Home Nasional Ketua Dewan Pembina Kosgoro 57 Serang Masinton, Hanya Dua yang Berhak Tegur Luhut

Ketua Dewan Pembina Kosgoro 57 Serang Masinton, Hanya Dua yang Berhak Tegur Luhut

Kebumen, Gatra.com- Pernyataan Masinton Pasaribu yang meminta agar Menko Maritim dan Investasi (Marves), Luhut Binsar Panjaitan (LBP) mundur karena dianggap membuat gaduh mendapat tanggapan beragam dari berbagai pihak. Ketua Dewan Pembina Padepokan Kosgoro 57 Ridwan Hisjam menilai, Politisi PDI Perjuangan tersebut tak punya hak mendesak LBP mundur dari jabatannya di Kabinet Indonesia Maju Pemerintahan Joko Widodo (Jokowi)-KH Ma'ruf Amin.

Ia menyebut tidak ada relevansi dan etika seorang Masinton meminta agar Luhut mundur dari kursi kabinet lantaran dianggap sebagai biang kisruh dari isu perpanjangan masa jabatan presiden menjadi tiga periode.

"Masinton tak punya hak sama sekali meminta Pak Luhut mundur dari kabinet.
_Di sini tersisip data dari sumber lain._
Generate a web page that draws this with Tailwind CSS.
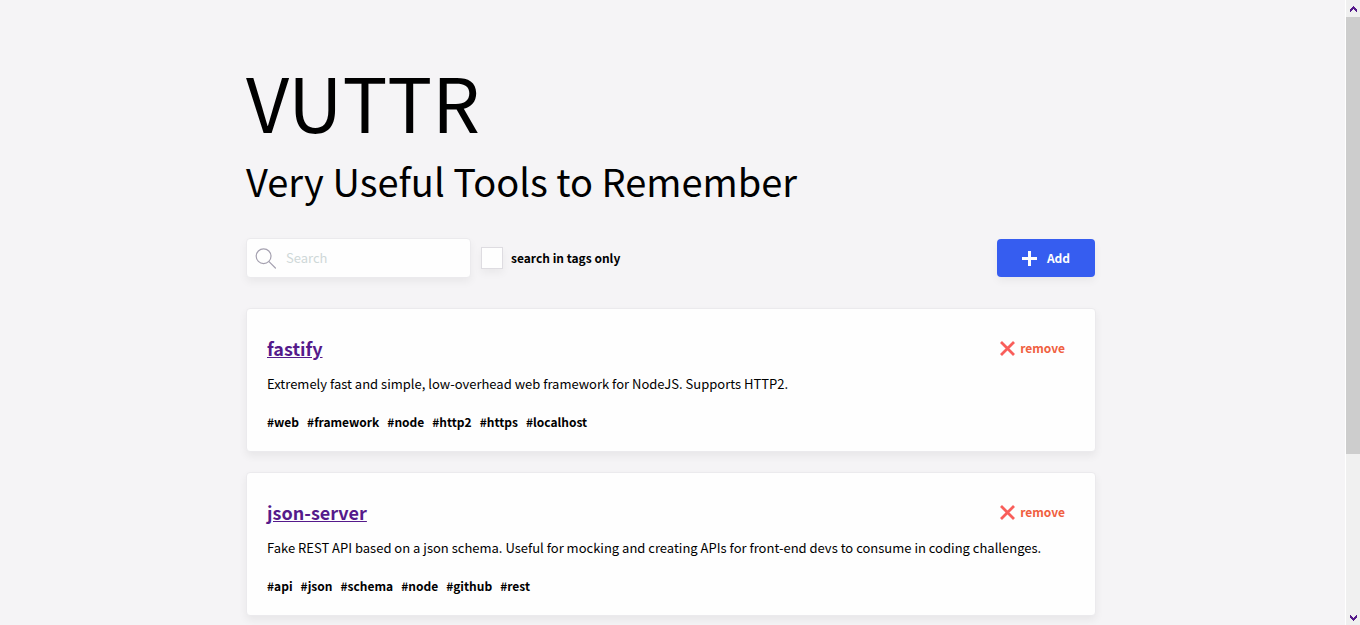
<!DOCTYPE html>
<html lang="en">
<head>
<meta charset="utf-8">
<meta name="viewport" content="width=device-width, initial-scale=1">
<title>VUTTR</title>
<script src="https://cdn.jsdelivr.net/npm/@tailwindcss/browser@4"></script>
</head>
<body class="flex h-screen overflow-hidden bg-[#f5f4f6] font-['Noto_Sans_CJK_SC',sans-serif] text-[13px] leading-5 text-black">
  <div class="min-w-0 flex-1 overflow-hidden">
    <main class="mx-auto max-w-[850px] pt-[51px]">
      <h1 class="text-[75px] leading-[100px]">VUTTR</h1>
      <h2 class="text-[38px] leading-[60px]">Very Useful Tools to Remember</h2>

      <div class="mt-[27px] flex items-center">
        <label class="flex h-10 w-[225px] items-center gap-[10px] rounded border border-[#ebeaed] bg-[#fefefe] px-2 shadow-[0_4px_8px_rgba(0,0,0,0.05)]">
          <svg class="size-[21px] shrink-0" viewBox="0 0 21 21" fill="none" stroke="#a5a1b0" stroke-width="1.2" stroke-linecap="round" aria-hidden="true"><circle cx="8.6" cy="8.2" r="7.4"/><path d="M14 13.600L20.400 20"/></svg>
          <input type="text" aria-label="Search" placeholder="Search" class="min-w-0 flex-1 outline-none placeholder:text-[#cfd8d8]">
        </label>
        <label class="ml-[10px] flex items-center gap-2 text-xs leading-5 font-bold">
          <input type="checkbox" class="size-[22px] appearance-none border border-[#dedce1] bg-[#fefefe] shadow-[0_4px_8px_rgba(0,0,0,0.05)]">
          search in tags only
        </label>
        <button type="button" class="mr-px ml-auto flex h-[38px] w-[98px] items-center justify-center gap-[10px] rounded bg-[#365df0] text-xs leading-5 font-bold text-[#fefefe] shadow-[0_4px_8px_rgba(0,0,0,0.05)]">
          <svg class="size-[15px]" viewBox="0 0 15 15" fill="currentColor" aria-hidden="true"><path d="M6 0h3v6h6v3H9v6H6V9H0V6h6z"/></svg>
          Add
        </button>
      </div>

      <article class="mt-[30px] rounded border border-[#ebeaed] bg-[#fefefe] px-5 pt-[25px] pb-[19px] shadow-[0_4px_8px_rgba(0,0,0,0.06)]">
        <div class="flex items-center justify-between">
          <h3 class="text-lg leading-7 font-bold"><a href="#" class="text-[#551a8b] underline">fastify</a></h3>
          <button type="button" class="mr-[10px] flex items-center gap-[5px] text-xs leading-5 font-bold text-[#f0603f]">
            <svg class="size-[15px]" viewBox="0 0 15 15" fill="none" stroke="#f95e5a" stroke-width="2.8" aria-hidden="true"><path d="M1 1l13 13M14 1L1 14"/></svg>
            remove
          </button>
        </div>
        <p class="mt-3">Extremely fast and simple, low-overhead web framework for NodeJS. Supports HTTP2.</p>
        <ul class="mt-[18px] flex gap-2 text-xs leading-5 font-bold">
          <li>#web</li><li>#framework</li><li>#node</li><li>#http2</li><li>#https</li><li>#localhost</li>
        </ul>
      </article>

      <article class="mt-5 rounded border border-[#ebeaed] bg-[#fefefe] px-5 pt-[25px] pb-[19px] shadow-[0_4px_8px_rgba(0,0,0,0.06)]">
        <div class="flex items-center justify-between">
          <h3 class="text-lg leading-7 font-bold"><a href="#" class="text-[#551a8b] underline">json-server</a></h3>
          <button type="button" class="mr-[10px] flex items-center gap-[5px] text-xs leading-5 font-bold text-[#f0603f]">
            <svg class="size-[15px]" viewBox="0 0 15 15" fill="none" stroke="#f95e5a" stroke-width="2.8" aria-hidden="true"><path d="M1 1l13 13M14 1L1 14"/></svg>
            remove
          </button>
        </div>
        <p class="mt-3">Fake REST API based on a json schema. Useful for mocking and creating APIs for front-end devs to consume in coding challenges.</p>
        <ul class="mt-[18px] flex gap-2 text-xs leading-5 font-bold">
          <li>#api</li><li>#json</li><li>#schema</li><li>#node</li><li>#github</li><li>#rest</li>
        </ul>
      </article>
    </main>
  </div>

  <!-- Scroll bar -->
  <div class="ml-[3px] flex w-[15px] shrink-0 flex-col border-l border-white bg-[#f0f0f0] text-[#551a8b]" aria-hidden="true">
    <svg class="h-[17px] w-[14px] shrink-0" viewBox="0 0 14 17" fill="currentColor"><path d="M7 6h1v1h1v1h1v1h1v3h-1v-1h-1v-1h-1V9H7v1H6v1H5v1H4V9h1V8h1V7h1z"/></svg>
    <div class="flex min-h-0 flex-1 flex-col">
      <div class="h-[74%] bg-[#cdcdcd]"></div>
    </div>
    <svg class="h-[17px] w-[14px] shrink-0" viewBox="0 0 14 17" fill="currentColor"><path d="M7 13h1v-1h1v-1h1v-1h1V7h-1v1h-1v1h-1v1H7V9H6V8H5V7H4v3h1v1h1v1h1z"/></svg>
  </div>
</body>
</html>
Yang berhak menegur dan memberhentikan Luhut adalah Pak Presiden. Jadi secara etik tidak tepat seorang Masinton berkoar-koar minta Luhut mundur atau dicopot," kata Ridwan dalam siaran pernya, Kamis (14/4/).

Lagi pula sambung Ridwan, tidak ada pernyataan Luhut yang secara langsung meminta masa jabatan Presiden Jokowi menjadi tiga periode. Luhut hanya menyampaikan bahwa, yang di bawah (masyarakat), berdasar big data meminta adanya kemungkinan Pemilu 2024 ditunda. Bukan merubah masa jabatan presiden jadi tiga periode.

"Jadi setahu saya tidak ada ucapan Pak Luhut yang meminta atau mendukung masa jabatan Presiden Jokowi jadi tiga periode. Itu tidak ada! Yang ada wacana penundaan Pemilu 2024, dan itu juga sudah disampaikan Luhut di depan para mahasiswa saat aksi," terang anggota MPR RI tersebut.

Menurutnya, soal wacana yang penundaan Pemilu yang disampaikan Luhut tidak ada yang salah. Sebab, Luhut berbicara itu bukan dalam kapasitasnya sebagai Menko Marves, melainkan ia sebagai seorang politisi Partai Golkar. Di masa kepemimpinan Ketum Golkar Airlangga Hartarto, Luhut menjabat Ketua Dewan Penasihat Partai Golkar.

"Sah-sah saja seorang Pak Luhut bicara politik soal wacana penundaan Pemilu toh dia bicara itu dalam kapasitasnya sebagai orang atau politisi Golkar. Bukan sebagai Menko Marves. Jadi apa salahnya? Berwacana dalam negara demokrasi itu kan sah-sah saja," terang Ridwan.

Lagi pula, llanjut Ridwan, sampai saat ini wacana penundaan Pemilu tidak dibahas secara resmi di DPR. Satu pun fraksi di DPR juga belum ada yang mengusulkan penundaan Pemilu. Artinya itu hanya sebatas wacana saja, melanjutkan aspirasi dari bawah. 

"Karena pada ujungnya keputusan ada di DPR dan DPR sampai saat sekarang ini tidak ada yang bahas soal penundaan Pemilu, jadi ngapain ribut-ribut," tandasnya.

Ridwan kembali mengingatkan, yang bisa menegur Luhut itu hanya dua orang, yakni Presiden Jokowi sebagai atasan menteri dan Airlangga sebagai Ketua Umum Golkar. Di luar itu, dianggap tak punya hak untuk menegur Luhut, apalagi seorang Masinton.

"Saya tegaskan lagi, yang bisa menegur Pak Luhut ya..hanya dua orang, Pak Jokowi dan Airlangga. Karena mereka itu atasannya Pak Luhut. Saya lihat hubungan Pak Jokowi dengan Pak Luhut baik-baik saja, demikian juga hubungan dengan Airlangga, jadi atas alasan apa Pak Luhut harus mundur," tandasnya.